Of these Lycurgus is the least appealing, despite Plutarch’s inexplicable admiration for this highly capable yet callous and officious statesman. Solon, by contrast, was more sensible. Thus when “asked if he had left the Athenians the best laws that could be given, he replied, ‘The best they could receive.'” Though proclaiming a one-time revocation of debts, he did not attempt the equalization of property as rigorously imposed by Lycurgus, and instead moderately increased the franchise so as to balance the commons against the aristocracy without attempting wealth redistribution. Unlike the Spartans, Solon also encouraged commerce and manufacture: “fitting his laws to the state of things, and not making things to suit his laws, and finding the ground scarce rich enough to maintain the husbandmen, and altogether incapable of feeding an unoccupied and leisured multitude, brought trades into credit….”
Ultimately any political system (including our own) must fall short of its ideal.
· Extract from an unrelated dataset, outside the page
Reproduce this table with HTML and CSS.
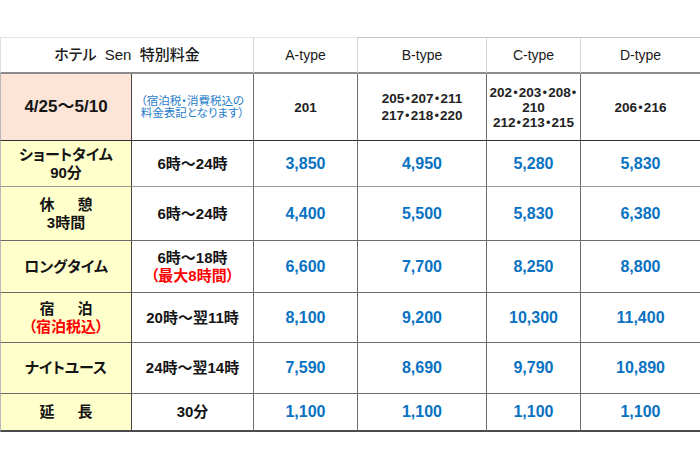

As Plutarch relates in the life of Solon: “Anacharsis, being once at the [Athenian] Assembly, expressed his wonder at the fact that in Greece wise men spoke and fools decided.” It is not the presence or absence of certain things which, in themselves, guarantees our happiness. “We must not,” warns the ancient author, “provide against the loss of wealth by poverty, or of friends by refusing all acquaintance, or of children by having none, but by morality and reason.” In this respect he preaches moderation for the mass of people. Perfection is for genuine sages and saints, who never make their standards mandatory but prefer to lead by example. And certainly there are many excellent examples to learn from in reading Plutarch’s Lives.